Do foreigners pay property tax in Dubai every year?

Generally, no. Foreigners do not typically pay an annual property tax simply for owning residential property in Dubai. They do pay transfer fees when buying, plus recurring service charges and other operating costs.

Is rental income from UAE property taxable for foreigners?

In the UAE, individual rental income is generally not taxed in the same way it is in many other countries. But foreign investors may still owe tax in their country of tax residence.

Do foreigners pay capital gains tax when selling UAE property?

The UAE generally does not impose a conventional capital gains tax on individual property sales. Still, resale profits are affected by transfer costs, commissions, and any applicable fees.

Is VAT charged on all UAE property purchases?

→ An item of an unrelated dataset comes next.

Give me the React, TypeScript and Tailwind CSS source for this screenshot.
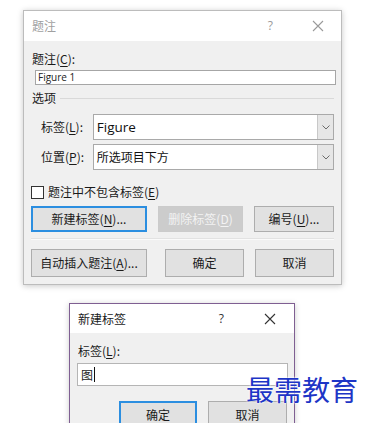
import React from 'react';

const ui = { fontFamily: '"Noto Sans CJK SC", "Liberation Sans", sans-serif' };
const latin = { fontFamily: '"Open Sans", "Noto Sans CJK SC", sans-serif' };

const Key: React.FC<{ k: string }> = ({ k }) => (
  <>
    (<u className="underline-offset-2">{k}</u>)
  </>
);

const CloseIcon: React.FC<{ color: string }> = ({ color }) => (
  <svg width="12" height="12" viewBox="0 0 12 12">
    <path d="M1 1 L11 11 M11 1 L1 11" stroke={color} strokeWidth="1.1" fill="none" />
  </svg>
);

const Chevron = () => (
  <svg width="8" height="5" viewBox="0 0 8 5">
    <path d="M0.5 0.5 L4 4 L7.5 0.5" stroke="#6b6b6b" strokeWidth="1" fill="none" />
  </svg>
);

const Combo: React.FC<{ children: React.ReactNode; className?: string }> = ({ children, className }) => (
  <div className={`flex h-[26px] w-[242px] items-stretch border border-[#a9a9a9] bg-white ${className ?? ''}`}>
    <div className="flex flex-1 items-center pl-[3px] text-[#111]">{children}</div>
    <div className="flex w-[16px] items-center justify-center border-l border-[#c8c8c8] bg-[#e6e6e6]">
      <Chevron />
    </div>
  </div>
);

const Btn: React.FC<{ children: React.ReactNode; w: string; h?: string; primary?: boolean; disabled?: boolean }> = ({
  children,
  w,
  h = 'h-[26px]',
  primary,
  disabled,
}) => (
  <div
    className={`flex ${w} ${h} items-center justify-center text-[12px] ${
      primary
        ? 'border-2 border-[#2b8ee0] bg-[#e1e1e1] text-[#1a1a1a]'
        : disabled
        ? 'border border-[#cbcbcb] bg-[#cccccc] text-[#f3f3f3]'
        : 'border border-[#adadad] bg-[#e1e1e1] text-[#1a1a1a]'
    }`}
  >
    {children}
  </div>
);

const App: React.FC = () => {
  return (
    <div className="relative h-[423px] w-[369px] overflow-hidden bg-white" style={ui}>
      <div className="flex flex-col">
        {/* Caption dialog */}
        <div className="ml-[23px] mt-[10px] flex h-[275px] w-[319px] flex-col border border-[#bcbcbc] bg-[#f0f0f0] shadow-[0_1px_6px_rgba(0,0,0,0.22)]">
          <div className="flex h-[30px] items-center bg-white pl-[8px] text-[12px] text-[#a0a0a0]">
            <span className="flex-1">题注</span>
            <span className="mr-[39px] text-[12px] text-[#9a9a9a]" style={latin}>?</span>
            <span className="mr-[17px] flex"><CloseIcon color="#9a9a9a" /></span>
          </div>

          <div className="flex flex-col px-[7px] text-[12px] text-[#1a1a1a]">
            <div className="ml-[1px] mt-[10px] h-[16px] leading-[16px]">
              题注<Key k="C" />:
            </div>
            <div
              className="ml-[4px] mt-[3px] flex h-[15px] w-[301px] items-center border border-[#a6a6a6] bg-white pl-[2px] text-[10px] text-[#222]"
              style={latin}
            >
              Figure 1
            </div>
            <div className="ml-[1px] mt-[5px] flex h-[16px] items-center">
              <span className="leading-[16px]">选项</span>
              <div className="ml-[4px] h-px flex-1 bg-[#d9d9d9]" />
            </div>

            <div className="mt-[8px] flex items-center">
              <span className="ml-[10px] w-[52px]">标签<Key k="L" />:</span>
              <Combo>
                <span className="text-[13.5px]" style={latin}>Figure</span>
              </Combo>
            </div>
            <div className="mt-[4px] flex items-center">
              <span className="ml-[10px] w-[52px]">位置<Key k="P" />:</span>
              <Combo>所选项目下方</Combo>
            </div>

            <div className="mt-[14px] flex h-[16px] items-center">
              <div className="h-[13px] w-[13px] border border-[#333] bg-white" />
              <span className="ml-[4px]">题注中不包含标签<Key k="E" /></span>
            </div>

            <div className="mt-[6px] flex">
              <Btn w="w-[117px]" primary>
                新建标签<Key k="N" />...
              </Btn>
              <div className="ml-[11px]">
                <Btn w="w-[85px]" disabled>
                  删除标签<Key k="D" />
                </Btn>
              </div>
              <div className="ml-[11px]">
                <Btn w="w-[80px]">
                  编号<Key k="U" />...
                </Btn>
              </div>
            </div>

            <div className="mt-[6px] h-[2px] border-t border-b border-t-[#e2e2e2] border-b-[#fafafa]" />

            <div className="mt-[9px] flex">
              <Btn w="w-[117px]" h="h-[28px]">
                自动插入题注<Key k="A" />...
              </Btn>
              <div className="ml-[18px]">
                <Btn w="w-[79px]" h="h-[28px]">确定</Btn>
              </div>
              <div className="ml-[11px]">
                <Btn w="w-[79px]" h="h-[28px]">取消</Btn>
              </div>
            </div>
          </div>
        </div>

        {/* New label dialog */}
        <div className="ml-[69px] mt-[18px] flex h-[140px] w-[226px] flex-col border border-[#7f5f92] bg-[#f0f0f0] shadow-[0_1px_6px_rgba(0,0,0,0.2)]">
          <div className="flex h-[29px] items-center bg-white pl-[8px] text-[12px] text-[#1a1a1a]">
            <span className="flex-1">新建标签</span>
            <span className="mr-[40px] text-[12px] text-[#333]" style={latin}>?</span>
            <span className="mr-[18px] flex"><CloseIcon color="#333" /></span>
          </div>
          <div className="flex flex-col px-[7px] text-[12px] text-[#1a1a1a]">
            <div className="ml-[1px] mt-[10px] h-[16px] leading-[16px]">
              标签<Key k="L" />:
            </div>
            <div className="mt-[4px] flex h-[23px] w-[211px] items-center border border-[#b5b5b5] bg-white pl-[3px] text-[12px]">
              图<span className="ml-[1px] h-[15px] w-px bg-[#111]" />
            </div>
            <div className="ml-[42px] mt-[15px] flex">
              <Btn w="w-[78px]" h="h-[28px]" primary>确定</Btn>
              <div className="ml-[11px]">
                <Btn w="w-[79px]" h="h-[28px]">取消</Btn>
              </div>
            </div>
          </div>
        </div>
      </div>

      {/* watermark */}
      <div
        className="absolute left-[246px] top-[373px] text-[28px] leading-[32px] tracking-[0px] text-[#1d35c6]"
        style={{ textShadow: '0 0 2px #fff, 0 0 2px #fff' }}
      >
        最需教育
      </div>
    </div>
  );
};

export default App;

No. VAT treatment depends on whether the property is residential or commercial and on the transaction structure. Commercial real estate is more likely to involve VAT than standard residential purchases.

What is the biggest property-related cost in Dubai for foreign buyers?

For many buyers, the largest upfront cost is the 4 percent Dubai Land Department transfer fee, followed by registration, trustee, agency, and possible mortgage-related fees.

For serious investors, the real advantage of the UAE is not that costs disappear. It is that the cost structure is more predictable, more tax-efficient, and often more favorable to long-term wealth preservation than in many competing markets. If you are evaluating an acquisition, model the fees with the same discipline you apply to rental growth and exit assumptions – that is where clear investment decisions start.